At the time, South Beach's reputation as a hip place to vacation had gotten a significant boost with Ian Schrager's 1995 opening of the renovated Delano.

But aside from the Hilton-run Fontainebleau, chains had mostly steered clear of Miami Beach since the Hilton Plaza opened in 1967.

With no large, national-brand hotels near the city-owned convention center, Miami Beach couldn't attract the big groups it needed to lure major lodging players.

So Miami Beach offered developers a deal: public dollars to lower construction costs on a new hotel, plus a lease on the oceanfront site that included the St. Moritz, a grafitti-tagged former hotel on a quiet stretch of Collins Avenue.

The public dollars set off intense competition, with Ritz-Carlton, Ross Perot and Jorge Mas Canosa submitting proposals.

LOCAL CLOUT

The Tisch family brought local clout too.

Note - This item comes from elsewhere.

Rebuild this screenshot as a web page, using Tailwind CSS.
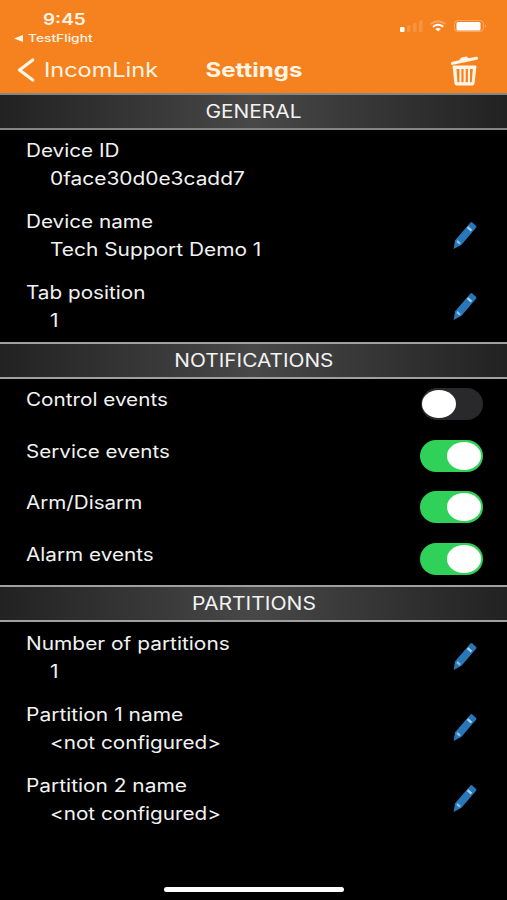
<!DOCTYPE html>
<html lang="en">
<head>
<meta charset="utf-8">
<title>Settings</title>
<script src="https://cdn.jsdelivr.net/npm/@tailwindcss/browser@4"></script>
</head>
<body class="bg-black">
<svg class="hidden">
  <symbol id="pencil" viewBox="0 0 24 28">
    <path d="M17.300 .7q1-1 2-.3l3.600 3.300q.9 1 .1 2L8.500 22.700 .6 27.100 2.100 18.300z" fill="#2878b9"/>
    <path d="M15.300 4.200l3.900 3.500-1.500 1.800-3.900-3.500z" fill="#a9cfee"/>
    <path d="M4.700 18l3.200 2.900-1.600 1.600-2.900-2.600z" fill="#8fc0e8"/>
  </symbol>
</svg>
<div class="flex h-[900px] w-[507px] flex-col overflow-hidden bg-black font-['Inter','Liberation_Sans',sans-serif] text-[18px] text-[#f2f2f2]">
  <header class="h-[93px] shrink-0 bg-[#f6821f] text-[#fff5e6]">
    <div class="flex h-[46px] justify-between pr-[20px] pl-[14px]">
      <div class="flex flex-col pt-[10px]">
        <div class="h-[19px] w-max origin-left translate-x-[29px] scale-x-[1.22] text-[15.5px] leading-[19px] font-semibold">9:45</div>
        <div class="flex h-[18px] items-center">
          <svg class="mr-[5px] h-[7px] w-[9px]" viewBox="0 0 9 7"><path d="M0 3.5L9 0v7z" fill="#fff5e6"/></svg>
          <span class="w-max origin-left scale-x-[1.25] text-[11px] leading-[18px] font-medium">TestFlight</span>
        </div>
      </div>
      <svg class="mt-[18px] h-[16px] w-[88px]" viewBox="0 0 88 16">
        <rect x="1" y="9" width="4.500" height="5" rx="1" fill="#fff"/>
        <g fill="#fff" opacity=".14"><rect x="8" y="7" width="3.500" height="7" rx="1"/><rect x="14" y="5" width="3.500" height="9" rx="1"/><rect x="20" y="2.500" width="3.500" height="11.500" rx="1"/></g>
        <g fill="none" stroke="#fff"><path d="M31.500 6q7.500-5.500 15 0" stroke-width="1.800" opacity=".28"/><path d="M34 8.700q5-3.800 10.300 0" stroke-width="2"/></g>
        <path d="M36.300 11q2.800-1.800 5.600 0L39.100 13.600z" fill="#fff"/>
        <rect x="55.500" y="2.500" width="29" height="11" rx="3.500" fill="none" stroke="#fff" opacity=".3"/>
        <rect x="57.500" y="4" width="24" height="8.500" rx="1.500" fill="#fff"/>
        <path d="M86 6q2 2 0 4z" fill="#fff" opacity=".35"/>
      </svg>
    </div>
    <div class="relative flex h-[47px] items-center pl-[17px]">
      <svg class="h-[24px] w-[18px]" viewBox="0 0 18 24"><path d="M15.700 2L2.500 12l13.200 10" fill="none" stroke="#fff5e6" stroke-width="3.200" stroke-linecap="round" stroke-linejoin="round"/></svg>
      <span class="ml-[9px] w-max origin-left scale-x-[1.175] text-[20px]">IncomLink</span>
      <h1 class="absolute left-1/2 -translate-x-1/2 scale-x-[1.2] text-[20px] font-bold">Settings</h1>
      <svg class="absolute top-[9px] left-[450px] h-[32px] w-[29px]" viewBox="0 0 29 32">
        <path d="M2.500 8.300L26.500 3.300" stroke="#fff5e6" stroke-width="3.200" stroke-linecap="round"/>
        <path d="M9.500 5.500l1.500-2.300 5.500-1.200 2 1.600z" fill="#fff5e6" stroke="#fff5e6" stroke-linejoin="round"/>
        <path d="M3.500 10.500h22q1 0 .9 1.200l-1.800 16.300q-.3 2.600-3 2.600H7.400q-2.700 0-3-2.600l-1.800-16.300Q2.500 10.500 3.500 10.500z" fill="#fff5e6"/>
        <path d="M6.500 14h2.900v13.200h-2zM11.400 14h2.200v13.200h-2.200zM15.700 14h2.200v13.200h-2.200zM20 14h2.800l-1 13.200H20z" fill="#f6821f"/>
      </svg>
    </div>
  </header>

  <h2 class="flex h-[37px] shrink-0 items-center justify-center border-y-2 border-[#858585] bg-linear-to-r from-[#222] via-[#484848] to-[#222]"><span class="scale-x-[1.16]">GENERAL</span></h2>
  <section class="flex h-[212px] shrink-0 flex-col pt-[7px] pr-[30px] pl-[26px] leading-[28px]">
    <div class="h-[71px] shrink-0"><div class="w-max origin-left scale-x-[1.15]">Device ID</div><div class="ml-[24px] w-max origin-left scale-x-[1.16]">0face30d0e3cadd7</div></div>
    <div class="flex h-[71px] shrink-0 justify-between"><div><div class="w-max origin-left scale-x-[1.15]">Device name</div><div class="ml-[24px] w-max origin-left scale-x-[1.16]">Tech Support Demo 1</div></div><svg class="mt-[14px] h-[28px] w-[24px]"><use href="#pencil"/></svg></div>
    <div class="flex h-[70px] shrink-0 justify-between"><div><div class="w-max origin-left scale-x-[1.15]">Tab position</div><div class="ml-[24px] w-max origin-left scale-x-[1.16]">1</div></div><svg class="mt-[14px] h-[28px] w-[24px]"><use href="#pencil"/></svg></div>
  </section>

  <h2 class="flex h-[37px] shrink-0 items-center justify-center border-y-2 border-[#a0a0a0] bg-linear-to-r from-[#222] via-[#484848] to-[#222]"><span class="scale-x-[1.155]">NOTIFICATIONS</span></h2>
  <section class="flex h-[206px] shrink-0 flex-col pt-[7px] pr-[24px] pl-[26px] leading-[28px]">
    <div class="flex h-[51.700px] shrink-0 justify-between"><div class="w-max origin-left scale-x-[1.15]">Control events</div><div class="mt-[2px] flex h-[32px] w-[62px] items-center rounded-full bg-[#29292b] pl-[1px]"><div class="h-[28px] w-[34px] rounded-[50%] bg-white"></div></div></div>
    <div class="flex h-[51.700px] shrink-0 justify-between"><div class="w-max origin-left scale-x-[1.145]">Service events</div><div class="mt-[2px] flex h-[32px] w-[63px] items-center justify-end rounded-full bg-[#30d158] pr-[2px]"><div class="h-[28px] w-[34px] rounded-[50%] bg-white"></div></div></div>
    <div class="flex h-[51.700px] shrink-0 justify-between"><div class="w-max origin-left scale-x-[1.145]">Arm/Disarm</div><div class="mt-[2px] flex h-[32px] w-[63px] items-center justify-end rounded-full bg-[#30d158] pr-[2px]"><div class="h-[28px] w-[34px] rounded-[50%] bg-white"></div></div></div>
    <div class="flex h-[50px] shrink-0 justify-between"><div class="w-max origin-left scale-x-[1.15]">Alarm events</div><div class="mt-[2px] flex h-[32px] w-[63px] items-center justify-end rounded-full bg-[#30d158] pr-[2px]"><div class="h-[28px] w-[34px] rounded-[50%] bg-white"></div></div></div>
  </section>

  <h2 class="flex h-[37px] shrink-0 items-center justify-center border-y-2 border-[#a0a0a0] bg-linear-to-r from-[#222] via-[#484848] to-[#222]"><span class="scale-x-[1.17]">PARTITIONS</span></h2>
  <section class="flex h-[265px] shrink-0 flex-col pt-[8px] pr-[30px] pl-[26px] leading-[28px]">
    <div class="flex h-[71px] shrink-0 justify-between"><div><div class="w-max origin-left scale-x-[1.16]">Number of partitions</div><div class="ml-[24px] w-max origin-left scale-x-[1.16]">1</div></div><svg class="mt-[13px] h-[28px] w-[24px]"><use href="#pencil"/></svg></div>
    <div class="flex h-[70.500px] shrink-0 justify-between"><div><div class="w-max origin-left scale-x-[1.165]">Partition 1 name</div><div class="ml-[24px] w-max origin-left scale-x-[1.15]">&lt;not configured&gt;</div></div><svg class="mt-[13px] h-[28px] w-[24px]"><use href="#pencil"/></svg></div>
    <div class="flex h-[70.500px] shrink-0 justify-between"><div><div class="w-max origin-left scale-x-[1.16]">Partition 2 name</div><div class="ml-[24px] w-max origin-left scale-x-[1.15]">&lt;not configured&gt;</div></div><svg class="mt-[13px] h-[28px] w-[24px]"><use href="#pencil"/></svg></div>
  </section>
  <div class="ml-[164px] h-[5px] w-[180px] shrink-0 rounded-full bg-white"></div>
</div>
</body>
</html>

Jonathan's father, Preston Robert, and uncle Laurence built the Americana in Bal Harbour in the late 1950s. But having sold the resort in 1972, Jonathan Tisch said, the two brothers weren't eager to spend tens of millions reentering the Miami Beach market.

"When Miami was having its economic problems in the 70s and 80s, that was sort of the memory they knew," Tisch, now chairman and CEO of Loews Hotels, said last week. "It took some convincing on my part."

The internal sales job got particularly tough the night Tisch previewed his final presentation before city commissioners.

Eager to show Loews just edgy enough to mesh with Miami Beach's new boutique ethos, Tisch cast himself as "Mrs. Tisch" in a short video that had him talking up the proposed Loews to pedestrians.

"I had this idea of replicating David Letterman's mother talking about the Olympics on the streets of Lillehammer," Tisch said.

His father's response?

'He said, 'You can't show that.' "

But the video ran to big laughs, and Loews won a deal that ended up a major windfall for the publicly traded company.

The venture led Miami Beach to offer another smaller subsidy package for the adjoining property that would become an expanded Royal Palm Crowne Plaza in 2001.

While the flailing Royal Palm fends off foreclosure efforts by lenders, the Loews is preparing a $50 million renovation of its rooms and lobby this summer.

BUYING THE SITE

Now the top money-maker in the chain and Miami Beach's second-largest hotel, the Loews exercised its option to purchase the city-owned site in 2004 -- paying $28 million for property valued at least three times that.

And while the city paid $60 million for a convention headquarters hotel, the Loews doesn't service the facility as much as it used to.

Group bookings account for half of the Loews' business, down from 70 percent at its opening, hotel executives said. Broward officials cited the Loews in insisting a planned subsidized headquarters hotel there include mandatory room blocks for convention sales.

But with an expanded stock of high-end hotels, supporters see the Loews helping Miami Beach convert South Beach's image into a more durable asset for the tourism industry.

"The Loews was part of reestablishing Miami Beach as a major hotel and resort destination." said Neisen Kasdin, a former Miami Beach mayor. "And not just a hip destination with boutique hotels."